Finishing up the run on a good note!
Heading out on the bike in Kelso Park

June 1, 2009

Milton Duathlon 2009

In my third year of racing, I am starting to realize that I have to expect the unexpected. If I don’t, I am going to walk away from almost every event in a negative frame of mind. I have decided that I need to start enjoying the races and be thankful that I have the ability to take part in this great sport. That being said, here is my upbeat race report from the 2009 Milton Sprint Duathlon.

Triathletes and duathletes alike were met with very windy and cool conditions when we gathered at Kelso Conservation Area in Milton, Ontario. On this particular day, I was very thankful to be a duathlete and not have to take the plunge into the chilly waters. This was a frequent comment made during my pre-race chats with friends in the triathlon. Sorry fellas.

Off to the race, the first 2k run was pretty quick out of the gate. I wanted to get away from the crowd to find some running room and, before long, three of us had surged to the front with Brent McMillan (a great duathlete that doesn’t show up to many Subaru events) out to the lead showing off his smooth, efficient stride. I did not know that this was him until I saw the results page and recognized the name from my internet readings. The other racer, Tommy Ferris, was also a new face to me so I had to be careful and stick to my pace instead of trying get out in front.

The bumpy, trail run went relatively as per my pre-race visuals. I was not sure who would show up (you never can be sure who will appear on any given weekend) but was very happy reaching transition in third place in 7:37, only fifteen seconds behind the leader.

In T1, I had a major issue as my helmet must have blown of my handle bars due to the crazy wind. I could not find where it landed and panicked looking around the racks for it. Compared to my second transition time I think I lost a full minute in my search. Ouch!

Finally, out on the bike and I was in damage control trying to regain spots from the athletes that got out during my helmet fiasco. The strong winds were coming out of the north so I was expecting a slow first half of the ride. I put my head down and pedaled my butt off which ended up costing me once I reached the 6th Line hill as I did not climb as well as I had hoped. I saw some other familiar faces on the hill so I knew I had to get faster.

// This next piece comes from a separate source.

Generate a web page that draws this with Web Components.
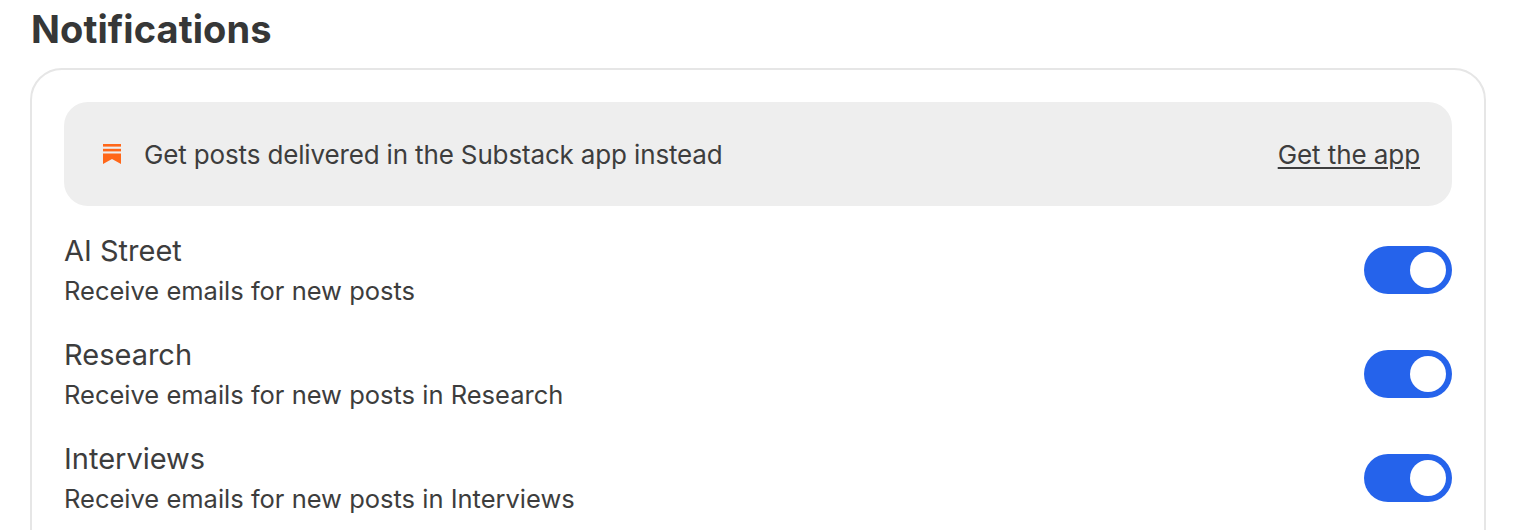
<!DOCTYPE html>
<html>
<head>
<meta charset="utf-8">
<style>
  html, body { margin: 0; height: 530px; overflow: hidden; background: #fff; }
  body { font-family: Inter, "Liberation Sans", sans-serif; color: #363737; }
</style>
</head>
<body>
<notif-page>
  <app-banner>Get posts delivered in the Substack app instead</app-banner>
  <notif-row heading="AI Street" sub="Receive emails for new posts"></notif-row>
  <notif-row heading="Research" sub="Receive emails for new posts in Research"></notif-row>
  <notif-row heading="Interviews" sub="Receive emails for new posts in Interviews"></notif-row>
</notif-page>
<script>
  class NotifPage extends HTMLElement {
    constructor() {
      super();
      this.attachShadow({ mode: 'open' }).innerHTML = `
        <style>
          :host { display: block; padding: 0 30px; height: 530px; overflow: hidden; box-sizing: border-box; }
          h2 { margin: 0; padding: 7px 0 0 1px; height: 68px; box-sizing: border-box; font-size: 38px; line-height: 44px; font-weight: 700; letter-spacing: 0.08px; }
          .card { border: 2px solid #e6e6e6; border-radius: 32px; padding: 32px; height: 600px; box-sizing: border-box; display: flex; flex-direction: column; }
        </style>
        <h2>Notifications</h2>
        <div class="card"><slot></slot></div>
      `;
    }
  }

  class AppBanner extends HTMLElement {
    constructor() {
      super();
      this.attachShadow({ mode: 'open' }).innerHTML = `
        <style>
          :host { display: flex; align-items: center; height: 104px; padding: 0 32px 0 39px; background: #eeeeee; border-radius: 24px; font-size: 26px; letter-spacing: -0.15px; color: #3d3d3d; margin-bottom: 12px; }
          svg { width: 18px; height: 20px; margin-right: 23px; flex: none; }
          span { flex: 1; }
          a { color: inherit; letter-spacing: -0.08px; text-decoration: underline; text-underline-offset: 3px; }
        </style>
        <svg viewBox="0 0 18 20" fill="#ff6719">
          <rect x="0" y="0" width="18" height="2.6"/>
          <rect x="0" y="4.8" width="18" height="2.6"/>
          <path d="M0 9.6H18V20L9 15 0 20Z"/>
        </svg>
        <span><slot></slot></span>
        <a href="#">Get the app</a>
      `;
    }
  }

  class NotifRow extends HTMLElement {
    constructor() {
      super();
      this.attachShadow({ mode: 'open' }).innerHTML = `
        <style>
          :host { display: flex; align-items: center; justify-content: space-between; height: 104px; color: #3d3d3d; }
          .text { padding-top: 2px; }
          .title { font-size: 29px; line-height: 40px; }
          .sub { font-size: 25.5px; line-height: 40px; }
          .toggle { width: 88px; height: 48px; border-radius: 24px; background: #2563eb; display: flex; align-items: center; justify-content: flex-end; padding-right: 6px; box-sizing: border-box; }
          .knob { width: 36px; height: 36px; border-radius: 50%; background: #fff; }
        </style>
        <div class="text">
          <div class="title">${this.getAttribute('heading')}</div>
          <div class="sub">${this.getAttribute('sub')}</div>
        </div>
        <div class="toggle"><div class="knob"></div></div>
      `;
    }
  }

  customElements.define('notif-page', NotifPage);
  customElements.define('app-banner', AppBanner);
  customElements.define('notif-row', NotifRow);
</script>
</body>
</html>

At the top, I pushed to get back up to speed, eventually passing those duathletes (seen on the climb) and making my way through the mass of triathletes on course.

At the far end of 6th Line, I continued to look for more of the leading duathletes but could not recognize any jerseys on the riders up ahead. On the short East to West section, at the top of the course, I was moving rapidly and tried to get even faster. In an attempt to crank out with more powerful strokes, I switched down a few rear rings and ended up dropping the chain off the big front ring as the chain jammed along the frame in the back end. Opps.

I tried to kick the chain back on the front ring with no luck. I was losing too much speed and not watching the road so it was best to stop and manually spin it back on. I had a few triathletes pass me on my pit stop but made short work of picking them off again once I started up. I think this may have been a thirty second drama that caused a lot more stress at a time I did not need it.

With the wind now on our backs, I watched my bike computer as the average started to move up to respectable levels. I passed a lot of people during this stretch and approached the downhill with a lot of space around me to get my line and cautiously descend. The wind gusts earlier in the ride left some fear in the back of my head so I was glad to have room to focus only on the road and not people around me.

Now I was less than 5km from the run and had a feeling that I was getting back some time on the field. This was even more evident when I saw Brent around 2.5k from the end of the ride. I was not sure of this athlete’s (McMillan’s) cycling abilities at this time but, as the leader going onto the bike, I assumed I had to be close to top five. Looking back at the results, my bike time was fourth best with an average of 36.2km/h. I was expecting faster because of previous years but the wind threw a curve into my forecast.

Thankfully, everything was smooth during T2 and I only saw a few bikes on the racks before me. Getting the cycling gear off, I was now getting my head ready for the last portion of the race. The final 7.5k run in the Milton race is one of the toughest in the series as you have an uphill battle to the turn around. The wind would make it even more of a leg burner on this day.

My goal was to go sub-thirty minutes for the last run, a twenty-two second improvement over 2008. Coming out of the transition, up the tester hill immediately out of bike zone, I could feel that I had used up much of my legs in my aggressive ride. In the first five hundred metres Brent had blown by me. I tried to match his pace but he was looking very strong on his feet again so I just attempted to keep him in sight. This tactic increased my foot speed and motivated me to go faster. I ended up passing a couple others but in the end, two tough kilometres (1 and 3) on the way up to the Hilton Falls turn around cost me too much time and I came short of my goal, posting 31:13 for the last stage of the race.

In the end, I finished the race in fourth position overall with the potential for a much better showing. After taking some notes from the lessons learned, and add in some better luck in the future, and there are many reasons to stay positive. I am very satisfied with my early season progress in 2009, especially on the bike, but I also realize that I have a lot of room to grow (mentally and physically) but comparing my times against some experienced duathletes has justified my training efforts.